Well-managed, broadly diverse teams tend to outperform homogeneous teams, including on metrics such as fostering greater innovation.
And in locations where socio-economic opportunities are limited for women, female workers show strong respect for their jobs.
Better Safety Records
Companies with more women demonstrate better safety records than companies with few or no women.
Numerous studies show that female employees are more likely to follow safety protocols, treat equipment responsibly, and operate safely. As a result, women-operated equipment requires less maintenance and repair.
For example, it was described how women tend to be more careful drivers than men and take turns more slowly.
As a result, during a tire shortage, employers realized it was financially better to employ women drivers, because they would not wear out tires as quickly as men.
In conclusion, diversity and inclusion in the oil and gas industry has been on the business agenda for a number of decades now.

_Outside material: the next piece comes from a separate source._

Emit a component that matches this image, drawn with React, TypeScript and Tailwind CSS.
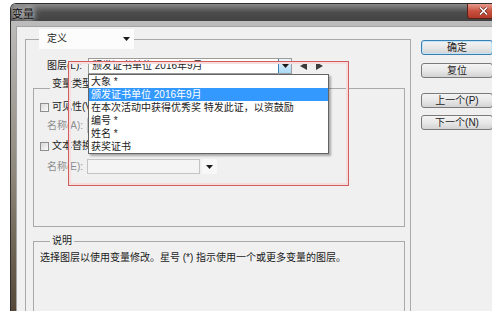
import React from 'react'

function Down({ className = '' }: { className?: string }) {
  return (
    <svg width="7" height="4" viewBox="0 0 7 4" className={className}>
      <path d="M0 0H7L3.5 4Z" fill="#1a1a1a" />
    </svg>
  )
}

function Tri({ dir }: { dir: 'left' | 'right' }) {
  return (
    <svg width="7" height="8" viewBox="0 0 7 8">
      <path d={dir === 'left' ? 'M7 0V8L0 4Z' : 'M0 0V8L7 4Z'} fill="#3b3b3b" />
    </svg>
  )
}

function Check({ label }: { label: string }) {
  return (
    <div className="flex items-center h-[12px] ml-[6px] gap-[3px]">
      <span className="w-[9px] h-[9px] border border-[#8e8f8f] bg-gradient-to-br from-[#d8d8d8] to-[#fbfbfb]" />
      <span className="whitespace-nowrap">{label}</span>
    </div>
  )
}

function Btn({ label, primary = false, className = '' }: { label: string; primary?: boolean; className?: string }) {
  return (
    <div
      className={`h-[15px] rounded-[3px] border text-center leading-[13px] bg-gradient-to-b from-[#f4f4f4] via-[#e8e8e8] to-[#d3d3d3] ${
        primary ? 'border-[#3c7fb1] shadow-[inset_0_0_0_1px_#bfe3f8]' : 'border-[#7a7a7a]'
      } ${className}`}
    >
      {label}
    </div>
  )
}

const items = ['大象 *', '颁发证书单位 2016年9月', '在本次活动中获得优秀奖 特发此证，以资鼓励', '编号 *', '姓名 *', '获奖证书']

export default function App() {
  return (
    <div className="relative w-[492px] h-[311px] overflow-hidden bg-white font-['Liberation_Sans','Noto_Sans_CJK_SC',sans-serif] text-[10px] leading-[12px] text-[#1b1b1b]">
      <div className="ml-[10px] mt-[3px] w-[500px] h-[320px] flex flex-col rounded-tl-[6px] overflow-hidden border-l border-t border-[#2e2e2e]">
        {/* title bar */}
        <div className="h-[21px] flex items-start justify-between bg-gradient-to-b from-[#8a8a8a] via-[#4c4c4c] to-[#424242]">
          <span className="mt-[4px] ml-[1px] text-[11px] leading-[13px] text-[#111] [text-shadow:0_0_5px_#fff,0_0_9px_#e8e8e8]">变量</span>
          <div className="mr-[11px] w-[32px] h-[15px] rounded-b-[3px] border border-t-0 border-[#5a2019] bg-gradient-to-b from-[#e49a8c] via-[#c9503f] to-[#b23a27] flex items-center justify-center">
            <svg width="9" height="8" viewBox="0 0 9 8">
              <path d="M1 0.5L8 7.5M8 0.5L1 7.5" stroke="#4a1a14" strokeWidth="2.6" />
              <path d="M1 0.5L8 7.5M8 0.5L1 7.5" stroke="#fff" strokeWidth="1.6" />
            </svg>
          </div>
        </div>

        {/* frame + client area */}
        <div className="flex-1 pl-[5px] pt-[5px] bg-gradient-to-b from-[#bcbcbc] via-[#8e877a] to-[#4d4030]">
          <div className="h-full flex items-start bg-[#f0f0f0] border-l border-t border-[#a3a3a3]">
            {/* left panel */}
            <fieldset className="ml-[8px] mt-[2px] w-[386px] h-[300px] shrink-0 border border-[#a9a9a9]">
              <legend className="ml-[13px] w-[95px] h-[20px] bg-[#fcfcfc] flex items-center justify-between pl-[8px] pr-[4px]">
                <span>定义</span>
                <Down />
              </legend>

              <div className="mt-[9px] flex items-center h-[16px]">
                <span className="ml-[21px] w-[41px]">图层(L):</span>
                <div className="relative w-[204px] h-[16px] border border-[#9c9c9c] bg-white flex items-center">
                  <span className="pl-[3px]">颁发证书单位 2016年9月</span>
                  <div className="ml-auto w-[13px] h-full border-l border-[#3c7fb1] bg-gradient-to-b from-[#eaf6fd] to-[#a9d9f4] flex items-center justify-center">
                    <Down />
                  </div>
                  {/* open dropdown list */}
                  <div className="absolute left-[-1px] top-[15px] z-10 w-[241px] border border-[#646464] bg-white shadow-[2px_2px_2px_rgba(0,0,0,0.3)]">
                    {items.map((t, i) => (
                      <div key={t} className={`h-[13px] pl-[2px] leading-[13px] whitespace-nowrap ${i === 1 ? 'bg-[#3399ff] text-white' : ''}`}>
                        {t}
                      </div>
                    ))}
                  </div>
                </div>
                <div className="ml-[8px] flex items-center gap-[9px]">
                  <Tri dir="left" />
                  <Tri dir="right" />
                </div>
              </div>

              <fieldset className="mt-[4px] ml-[7px] w-[372px] h-[149px] border border-[#a9a9a9]">
                <legend className="ml-[16px] px-[2px] pb-[8px]">变量类型</legend>
                <div className="mt-[3px]">
                  <Check label="可见性(V)" />
                </div>
                <div className="mt-[5px] flex items-center h-[15px]">
                  <span className="ml-[13px] w-[40px] text-[#8d8d8d]">名称(A):</span>
                  <div className="w-[113px] h-[15px] border border-[#c3c3c3] bg-[#f4f4f4]" />
                </div>
                <div className="mt-[7px]">
                  <Check label="文本替换(T)" />
                </div>
                <div className="mt-[7px] flex items-center h-[15px]">
                  <span className="ml-[13px] w-[40px] text-[#8d8d8d]">名称(E):</span>
                  <div className="w-[113px] h-[15px] border border-[#c3c3c3] bg-[#f4f4f4]" />
                  <div className="ml-[2px] w-[15px] h-[15px] bg-[#f8f8f8] flex items-center justify-center">
                    <Down />
                  </div>
                </div>
              </fieldset>

              <fieldset className="mt-[8px] ml-[7px] w-[372px] h-[100px] border border-[#a9a9a9]">
                <legend className="ml-[16px] px-[2px]">说明</legend>
                <p className="mt-[5px] ml-[6px] whitespace-nowrap">选择图层以使用变量修改。星号 (*) 指示使用一个或更多变量的图层。</p>
              </fieldset>
            </fieldset>

            {/* buttons */}
            <div className="ml-[10px] mt-[13px] w-[72px] shrink-0 flex flex-col">
              <Btn label="确定" primary />
              <Btn label="复位" className="mt-[8px]" />
              <Btn label="上一个(P)" className="mt-[15px]" />
              <Btn label="下一个(N)" className="mt-[7px]" />
            </div>
          </div>
        </div>
      </div>

      {/* red annotation frame */}
      <div className="absolute left-[68px] top-[61px] w-[281px] h-[125px] z-20 pointer-events-none border border-[#cf5f5f] shadow-[inset_0_0_0_2px_#f6dcdc]" />
    </div>
  )
}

However, oil and gas industry does not have a great track record in the area of promoting diversity or inclusion.
Being proactive about is a very important piece of your success matrix in the oil and gas sector.
Like we have seen, this is true of cultural, racial and disability diversity. A point to note is gender diversity in particular.
Women in oil and gas should be supported and promoted.
According to research, there are fewer women in oil and gas jobs than almost any other major industry, accounting for less than one quarter of employees in the sector worldwide – and these figures grow smaller the higher up the business ladder you go.
With the oil, gas and energy sector currently undergoing a period of change and disruption, now seems an opportune moment to examine the industry’s bias and take steps to encourage a more gender diverse workforce.
You will be giving yourself a great deal of competitive business advantage if you can implement a few of the strategies that I have outlined above.
The potential for long term success is great for you if you build or create environments that are helpful to your employees.
You should ensure that the entire workforce is diverse and inclusive.